It has been found that food aid has not improved the living conditions of the poorest people nor helped to build a development momentum. There is an associated disincentive effect, and in addition food aid often goes to benefit urban consumers rather than those in real need, in doing so changing food tastes in favour of imports such as wheat flour for bread making. Food aid has been used as a way of disposing of the agricultural surpluses of the developed countries and has acted as a disincentive to the local production of food crops. Feeding programmes for mothers and small children are not always carried out in the context of broad-based health and nutrition programmes, and often do not use locally produced foods. Food-for-work schemes, where food is exchanged for labour on public works, are another channel for nutritional relief, but do not attack the roots of poverty or create a sustainable income. Food aid programmes are rarely implemented as part of an overall, well-planned and coherent food strategy.

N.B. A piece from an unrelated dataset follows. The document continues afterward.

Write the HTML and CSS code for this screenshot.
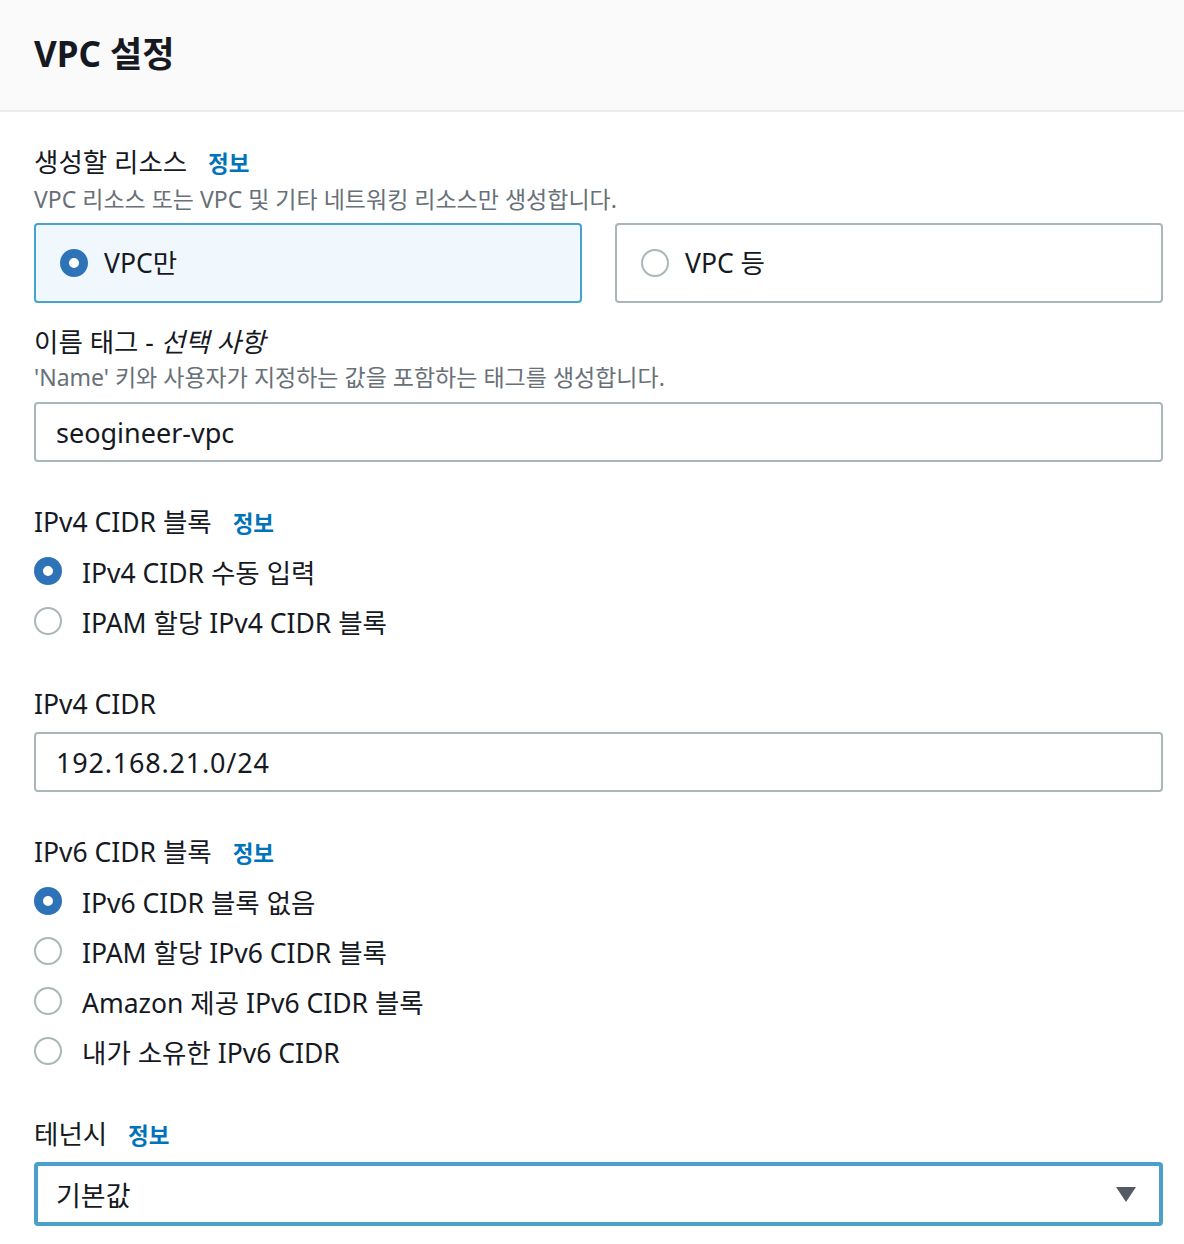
FILE: index.html
```html
<!doctype html>
<html lang="ko">
  <head>
    <meta charset="UTF-8" />
    <title>VPC 설정</title>
    <link rel="stylesheet" href="styles.css">
  </head>
  <body>
    <header class="panelHeader">
      <h1>VPC 설정</h1>
    </header>

    <div class="panelBody">
      <!-- 생성할 리소스 -->
      <div class="field">
        <div class="label">생성할 리소스 <a class="info" href="#">정보</a></div>
        <div class="desc">VPC 리소스 또는 VPC 및 기타 네트워킹 리소스만 생성합니다.</div>
        <div class="tiles">
          <div class="tile selected"><span class="radio on"></span>VPC만</div>
          <div class="tile"><span class="radio"></span>VPC 등</div>
        </div>
      </div>

      <div class="field tight">
        <div class="label">이름 태그 - <i>선택 사항</i></div>
        <div class="desc">'Name' 키와 사용자가 지정하는 값을 포함하는 태그를 생성합니다.</div>
        <div class="input">seogineer-vpc</div>
      </div>

      <div class="field">
        <div class="label">IPv4 CIDR 블록 <a class="info" href="#">정보</a></div>
        <div class="radioList">
          <div class="radioRow"><span class="radio on"></span>IPv4 CIDR 수동 입력</div>
          <div class="radioRow"><span class="radio"></span>IPAM 할당 IPv4 CIDR 블록</div>
        </div>
      </div>

      <div class="field">
        <div class="label">IPv4 CIDR</div>
        <div class="input digits">192.168.21.0/24</div>
      </div>

      <div class="field">
        <div class="label">IPv6 CIDR 블록 <a class="info" href="#">정보</a></div>
        <div class="radioList">
          <div class="radioRow"><span class="radio on"></span>IPv6 CIDR 블록 없음</div>
          <div class="radioRow"><span class="radio"></span>IPAM 할당 IPv6 CIDR 블록</div>
          <div class="radioRow"><span class="radio"></span>Amazon 제공 IPv6 CIDR 블록</div>
          <div class="radioRow"><span class="radio"></span>내가 소유한 IPv6 CIDR</div>
        </div>
      </div>

      <div class="field">
        <div class="label">테넌시 <a class="info" href="#">정보</a></div>
        <div class="select">
          <span>기본값</span>
          <span class="caret"></span>
        </div>
      </div>
    </div>
  </body>
</html>
```

FILE: styles.css
```css
/* Base */
* {
  box-sizing: border-box;
  margin: 0;
  padding: 0;
}
body {
  font-family: "Noto Sans", "Noto Sans CJK KR", sans-serif;
  background-color: #fff;
  color: #16191f;
}
.panelHeader {
  height: 112px;
  background-color: #fafafa;
  border-bottom: 2px solid #eaeded;
  padding: 0 34px 8px;
  display: flex;
  align-items: center;
}
.panelHeader h1 {
  font-size: 35px;
  font-weight: bold;
}
.panelBody {
  padding: 32px 21px 0 34px;
}
.field {
  margin-bottom: 42px;
}
.field.tight {
  margin-top: -21px;
}
.label {
  font-size: 26.5px;
  line-height: 36px;
}
.label i {
  font-style: italic;
}
.info {
  color: #0073bb;
  font-size: 22.5px;
  font-weight: bold;
  text-decoration: none;
  margin-left: 14px;
}
.desc {
  font-size: 23px;
  line-height: 34px;
  color: #687078;
}
/* Resource tiles */
.tiles {
  display: grid;
  grid-template-columns: 1fr 1fr;
  gap: 33px;
  margin-top: 7px;
}
.tile {
  height: 80px;
  border: 2px solid #aab7b8;
  border-radius: 4px;
  display: flex;
  align-items: center;
  padding: 0 0 3px 24px;
  font-size: 26.5px;
}
.tile.selected {
  border-color: #44a4cc;
  background-color: #f1f8fd;
}
.tile .radio {
  margin-right: 16px;
  margin-top: 3px;
}
/* Radio */
.radio {
  width: 28px;
  height: 28px;
  border-radius: 50%;
  border: 2px solid #aab7b8;
  display: inline-block;
  flex-shrink: 0;
}
.radio.on {
  border: 9px solid #2e73b8;
  background-color: #fff;
}
.radioList {
  margin-top: 4px;
  margin-bottom: -2px;
}
.radioRow {
  height: 50px;
  display: flex;
  align-items: center;
  font-size: 26.5px;
}
.radioRow .radio {
  margin-right: 20px;
}
/* Inputs */
.input,
.select {
  margin-top: 8px;
  height: 60px;
  border: 2px solid #aab7b8;
  border-radius: 4px;
  display: flex;
  align-items: center;
  padding: 0 20px;
  font-size: 27px;
}
.label + .input {
  margin-top: 10px;
}
.input.digits {
  letter-spacing: 0.8px;
}
.select {
  height: 64px;
  border: 4px solid #4aa0c8;
  justify-content: space-between;
  padding: 0 23px 0 18px;
}
.caret {
  width: 0;
  height: 0;
  border-left: 10px solid transparent;
  border-right: 10px solid transparent;
  border-top: 15px solid #545b64;
}
```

Food aid allocations for 1982/83 were approximately 9.4 million tons of cereal equivalent, very similar to the quantity actually shipped in 1981/82. However, a smaller proportion of food aid was shipped to low-income, food-deficit countries in 1981/82 - 79% – when compared to 81% in 1980/81. The proportion of cereal imports of these countries covered by food aid was at a low-figure of 18%; in 1977-78, it was 24% but had steadily declined since. Food aid basically stagnated during the five years to 1982, while the cereal imports of the low-income countries increased over 30%.
More recently, food aid from the European Union has trended downwards since 1994, both in terms of allocated quantities, number of projects and number of countries. In part, the reduction is attributed to the selectivity criteria applied to the quality and presentation of NGO requests; there was also a decrease in NGO requests coupled with an increase in direct aid programmes.
Food aid is not a panacea and should not be viewed as such. While such aid is important in both absolute and selective terms, the food gap in developing countries, both present and projected, is of a magnitude which makes it clear that the answer is not food aid but development: the development of food. Food aid should be used in response to emergency situations such as floods or famines. It can strengthen agriculture in the recipient countries, but just as important are the development strategies pursued by the recipient countries and increased flexibility on the part of the donors to adapt to the recipient's situation and be innovative in the use of food aid. Many current uses of food aid are linked to disincentive effects on local food production, to destabilization of economic traditions.
While food aid may lead to inertia, along the way it saves lives, creates jobs, and an humanitarian link between donor and recipient. The basic humanitarian instinct to give to those in need cannot be discounted. Food aid to developing countries has stagnated in recent years. The annual food aid target of at least 10 million tons of cereals recommended by the World Food Conference in 1974 was only reached in 1984-5, ten years later. Trend estimates of gaps between domestic food production and demand at a given prices that the 85 developing countries are not able to fill through commercial imports project food aid needs are to rise to about 36 million tons by 1990 and 56 million tons by 1995. For the 36 lowest income countries, food aid needs are estimated to be 18 million tons in 1990 and 27 million tons in 1995.